*Exercise aim*
From the entries below, gather each line containing the word "this".

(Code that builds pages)
--
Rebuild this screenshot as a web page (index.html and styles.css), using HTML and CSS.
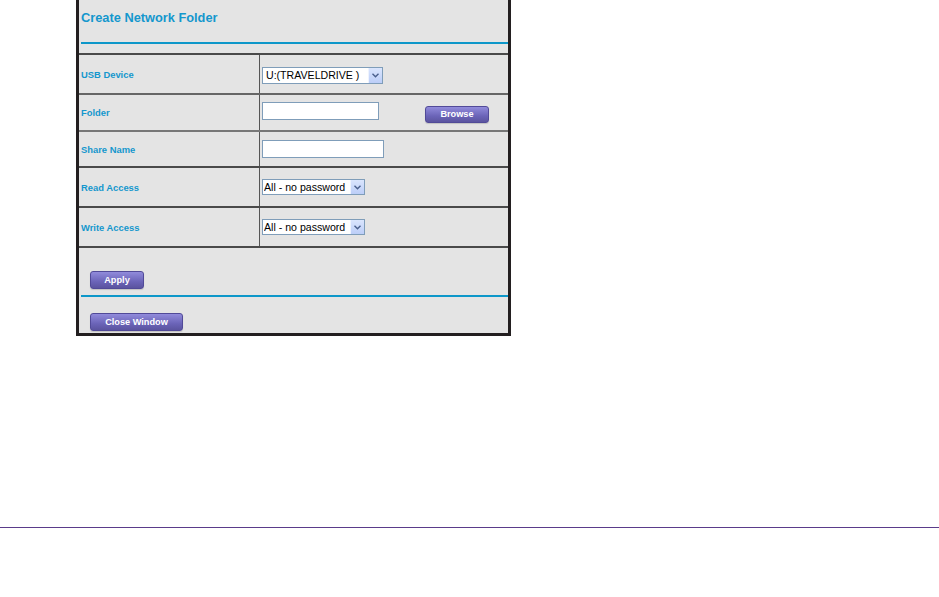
FILE: index.html
```html
<!DOCTYPE html>
<html lang="en">
<head>
    <meta charset="UTF-8">
    <title>Create Network Folder</title>
    <link rel="stylesheet" href="styles.css">
</head>
<body>
    <div class="frame">
        <div class="header">
            <h1>Create Network Folder</h1>
        </div>
        <div class="rule"></div>

        <div class="form-table">
            <div class="row row-usb">
                <div class="label">USB Device</div>
                <div class="value">
                    <span class="select-wrap select-usb">
                        <select>
                            <option>U:(TRAVELDRIVE )</option>
                        </select>
                        <span class="arrow"><svg width="7" height="5" viewBox="0 0 7 5"><path d="M0.5 0.8 L3.5 3.8 L6.5 0.8" fill="none" stroke="#4a5f8c" stroke-width="1.4"/></svg></span>
                    </span>
                </div>
            </div>
            <div class="row row-folder">
                <div class="label">Folder</div>
                <div class="value">
                    <input type="text" class="text-folder">
                    <button class="btn btn-browse">Browse</button>
                </div>
            </div>
            <div class="row row-share">
                <div class="label">Share Name</div>
                <div class="value">
                    <input type="text" class="text-share">
                </div>
            </div>
            <div class="row">
                <div class="label">Read Access</div>
                <div class="value">
                    <span class="select-wrap select-access">
                        <select>
                            <option>All - no password</option>
                        </select>
                        <span class="arrow"><svg width="7" height="5" viewBox="0 0 7 5"><path d="M0.5 0.8 L3.5 3.8 L6.5 0.8" fill="none" stroke="#4a5f8c" stroke-width="1.4"/></svg></span>
                    </span>
                </div>
            </div>
            <div class="row">
                <div class="label">Write Access</div>
                <div class="value">
                    <span class="select-wrap select-access">
                        <select>
                            <option>All - no password</option>
                        </select>
                        <span class="arrow"><svg width="7" height="5" viewBox="0 0 7 5"><path d="M0.5 0.8 L3.5 3.8 L6.5 0.8" fill="none" stroke="#4a5f8c" stroke-width="1.4"/></svg></span>
                    </span>
                </div>
            </div>
        </div>

        <div class="actions">
            <button class="btn btn-apply">Apply</button>
        </div>
        <div class="rule rule-bottom"></div>
        <div class="actions actions-close">
            <button class="btn btn-close">Close Window</button>
        </div>
    </div>

    <div class="page-rule"></div>
</body>
</html>
```

FILE: styles.css
```css
body {
    margin: 0;
    background: #fff;
    font-family: "Liberation Sans", Arial, sans-serif;
}
.frame {
    width: 429px;
    margin-left: 76px;
    background: #e4e4e4;
    border: 3px solid #231f20;
    border-top: none;
    padding-bottom: 4px;
}
.header {
    height: 42px;
    padding: 10px 0 0 2px;
    box-sizing: border-box;
}
h1 {
    margin: 0;
    font-size: 12.8px;
    line-height: 16px;
    font-weight: bold;
    color: #1497cd;
}
.rule {
    height: 2px;
    margin-left: 2px;
    background: #0d97c9;
}
.form-table {
    margin-top: 9px;
    border-bottom: 2px solid #4a4a4a;
}
.row {
    display: flex;
    height: 40px;
    border-top: 2px solid #4a4a4a;
    box-sizing: border-box;
}
.row-folder {
    height: 37px;
    border-top-color: #666;
}
.row-share {
    height: 36px;
    border-top-color: #777;
}
.label {
    width: 178px;
    padding-left: 2px;
    border-right: 1px solid #555;
    display: flex;
    align-items: center;
    font-size: 9.4px;
    font-weight: bold;
    color: #1497cd;
}
.value {
    flex: 1;
    display: flex;
    align-items: center;
    padding-left: 2px;
}
.row-usb .value {
    padding-top: 2px;
}
input[type="text"] {
    height: 18px;
    margin: 0;
    padding: 0 2px;
    border: 1px solid #7f9db9;
    background: #fff;
    box-sizing: border-box;
}
.text-folder {
    width: 117px;
    margin-top: -4px !important;
}
.text-share {
    width: 122px;
    margin-top: -1px !important;
}
.select-wrap {
    position: relative;
    display: inline-block;
}
.select-wrap select {
    appearance: none;
    -webkit-appearance: none;
    display: block;
    margin: 0;
    padding: 0 15px 0 1px;
    border: 1px solid #7f9db9;
    border-radius: 0;
    background: #fff;
    color: #000;
    font-family: "Liberation Sans", Arial, sans-serif;
    font-size: 10.6px;
    line-height: 15px;
    height: 17px;
    box-sizing: border-box;
}
.select-usb select {
    width: 121px;
    padding-left: 3px;
}
.select-access select {
    width: 103px;
    height: 16px;
    line-height: 14px;
}
.select-wrap .arrow {
    position: absolute;
    top: 1px;
    right: 1px;
    bottom: 1px;
    width: 13px;
    background: linear-gradient(#dae5fd, #bccef8);
    border-left: 1px solid #eef3fe;
    display: flex;
    align-items: center;
    justify-content: center;
    pointer-events: none;
}
.btn {
    margin: 0;
    padding: 0;
    border: 1px solid #514a98;
    border-radius: 3px;
    background: linear-gradient(#918bdb, #6b64b8 60%, #5b549f);
    color: #fff;
    font-family: "Liberation Sans", Arial, sans-serif;
    font-size: 9.2px;
    font-weight: bold;
    box-shadow: 0 1px 1px rgba(0, 0, 0, 0.15);
    cursor: pointer;
}
.btn-browse {
    width: 64px;
    height: 17px;
    margin-left: 46px;
    margin-top: 3px;
}
.actions {
    padding-left: 11px;
    margin-top: 21px;
    height: 18px;
}
.btn-apply {
    width: 54px;
    height: 18px;
}
.rule-bottom {
    margin-top: 8px;
}
.actions-close {
    margin-top: 14px;
}
.btn-close {
    width: 93px;
    height: 18px;
}
.page-rule {
    margin-top: 191px;
    height: 1px;
    background: #5a3b8a;
}
```
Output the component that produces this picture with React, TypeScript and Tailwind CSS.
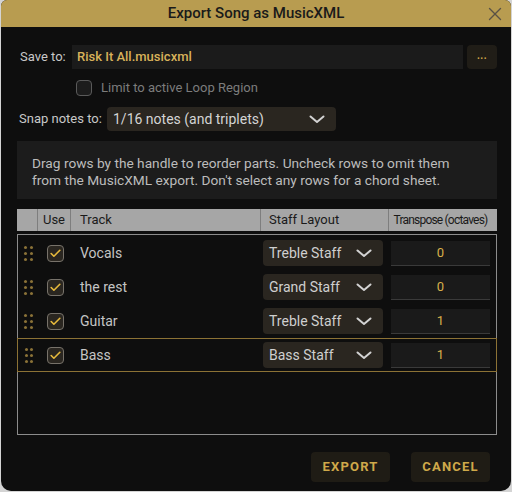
import { Check, X } from 'lucide-react';

const rows = [
  { name: 'Vocals', staff: 'Treble Staff', transpose: '0' },
  { name: 'the rest', staff: 'Grand Staff', transpose: '0' },
  { name: 'Guitar', staff: 'Treble Staff', transpose: '1' },
  { name: 'Bass', staff: 'Bass Staff', transpose: '1', active: true },
];

function Chevron() {
  return (
    <svg width="16" height="9" viewBox="0 0 16 9" fill="none">
      <path d="M1.5 1.5 L8 7 L14.5 1.5" stroke="#d2d2d2" strokeWidth="2" strokeLinecap="round" strokeLinejoin="round" />
    </svg>
  );
}

function Handle() {
  return (
    <div className="grid grid-cols-2 gap-x-[3px] gap-y-[3px] w-[8px]">
      {[0, 1, 2, 3, 4, 5].map((i) => (
        <span key={i} className="w-[3px] h-[3px] rounded-full bg-[#8a7238]" />
      ))}
    </div>
  );
}

function Box() {
  return (
    <div className="w-[17px] h-[17px] rounded-[4px] border border-[#77726a] bg-[#2a2620] flex items-center justify-center">
      <Check className="w-[13px] h-[13px] text-[#e6b93c]" strokeWidth={3} />
    </div>
  );
}

export default function App() {
  return (
    <div className="w-[512px] h-[492px] bg-[#d4d4d4] font-['Roboto',sans-serif]">
      <div className="w-[510px] h-[491px] ml-px bg-[#0e0e0e] rounded-t-[6px] rounded-b-[10px] overflow-hidden flex flex-col">
        {/* Title bar */}
        <div className="relative h-[27px] bg-[#b89c50] flex items-center justify-center">
          <span className="text-[15px] text-[#1a1a1a] font-medium">Export Song as MusicXML</span>
          <X className="absolute right-[5px] top-[3px] w-[22px] h-[22px] text-[#5a5246]" strokeWidth={1.5} />
        </div>

        <div className="flex flex-col pl-[16px] pr-[14px]">
          {/* Save to */}
          <div className="flex items-center mt-[18px] h-[24px]">
            <span className="ml-[3px] w-[52px] text-[13px] text-[#c8c8c8]">Save to:</span>
            <div className="w-[391px] h-[24px] bg-[#1b1b1b] flex items-center px-[5px] text-[13px] text-[#d8b25a] font-medium">
              Risk It All.musicxml
            </div>
            <div className="ml-[4px] w-[30px] h-[24px] rounded-[4px] bg-[#201d17] flex items-center justify-center text-[#d3a94a] text-[10px] font-bold tracking-[0.5px] pb-[3px]">
              ...
            </div>
          </div>

          {/* Loop region */}
          <div className="flex items-center mt-[10px] ml-[59px] h-[18px]">
            <div className="w-[16px] h-[16px] rounded-[4px] border border-[#5a5a5a] bg-[#1c1c1c]" />
            <span className="ml-[9px] text-[13px] text-[#7c7c7c]">Limit to active Loop Region</span>
          </div>

          {/* Snap notes */}
          <div className="flex items-center mt-[10px] h-[24px]">
            <span className="ml-[2px] w-[88px] text-[13px] text-[#c8c8c8]">Snap notes to:</span>
            <div className="w-[229px] h-[24px] rounded-[4px] bg-[#2a2620] flex items-center justify-between pl-[6px] pr-[11px] text-[14px] text-[#d4d4d4]">
              <span>1/16 notes (and triplets)</span>
              <Chevron />
            </div>
          </div>

          {/* Info */}
          <div className="mt-[10px] w-[480px] h-[58px] bg-[#1c1c1c] pl-[15px] pr-[40px] pt-[14px] text-[13.7px] leading-[17px] text-[#bcbcbc]">
            Drag rows by the handle to reorder parts. Uncheck rows to omit them from the MusicXML export. Don't select any rows for a chord sheet.
          </div>

          {/* Table header */}
          <div className="mt-[10px] w-[480px] h-[22px] bg-[#a6a6a6] flex text-[#1a1a1a]">
            <div className="w-[21px] border-r border-[#7e7e7e]" />
            <div className="w-[33px] border-r border-[#7e7e7e] text-[13px] flex items-center justify-center">Use</div>
            <div className="w-[190px] border-r border-[#7e7e7e] text-[13px] flex items-center pl-[9px]">Track</div>
            <div className="w-[128px] border-r border-[#7e7e7e] text-[13px] flex items-center pl-[8px]">Staff Layout</div>
            <div className="w-[103px] text-[12px] tracking-[-0.8px] flex items-center justify-center">Transpose (octaves)</div>
          </div>

          {/* Table body */}
          <div className="mt-[3px] w-[480px] h-[201px] border border-[#8c8c8c] pt-px">
            {rows.map((r) => (
              <div
                key={r.name}
                className={`h-[34px] flex items-center ${r.active ? 'border border-[#8c7235] -mx-px' : ''}`}
              >
                <div className={`w-[20px] flex justify-center ${r.active ? 'pl-px' : ''}`}>
                  <Handle />
                </div>
                <div className="w-[34px] flex justify-center">
                  <Box />
                </div>
                <div className="w-[191px] pl-[8px] text-[14px] text-[#c4c4c4]">{r.name}</div>
                <div className="w-[120px] h-[26px] rounded-[4px] bg-[#2a2620] flex items-center justify-between pl-[6px] pr-[11px] text-[14px] text-[#cfcfcf]">
                  <span>{r.staff}</span>
                  <Chevron />
                </div>
                <div className="ml-[8px] w-[99px] h-[25px] bg-[#1a1a1a] border-b border-[#3a3a3a] flex items-center justify-center text-[13px] text-[#d8b04a]">
                  {r.transpose}
                </div>
              </div>
            ))}
          </div>

          {/* Buttons */}
          <div className="flex justify-end gap-[21px] mt-[17px] pr-[7px]">
            <button className="w-[79px] h-[30px] rounded-[4px] bg-[#1f1c15] text-[13px] font-bold tracking-[1.2px] text-[#cfa94a]">
              EXPORT
            </button>
            <button className="w-[79px] h-[30px] rounded-[4px] bg-[#1f1c15] text-[13px] font-bold tracking-[1.2px] text-[#cfa94a]">
              CANCEL
            </button>
          </div>
        </div>
      </div>
    </div>
  );
}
--
*Answer to the problem*
Rebuild this screenshot as a web page (index.html and styles.css), using HTML and CSS.
Output the component that produces this picture with React, TypeScript and Tailwind CSS.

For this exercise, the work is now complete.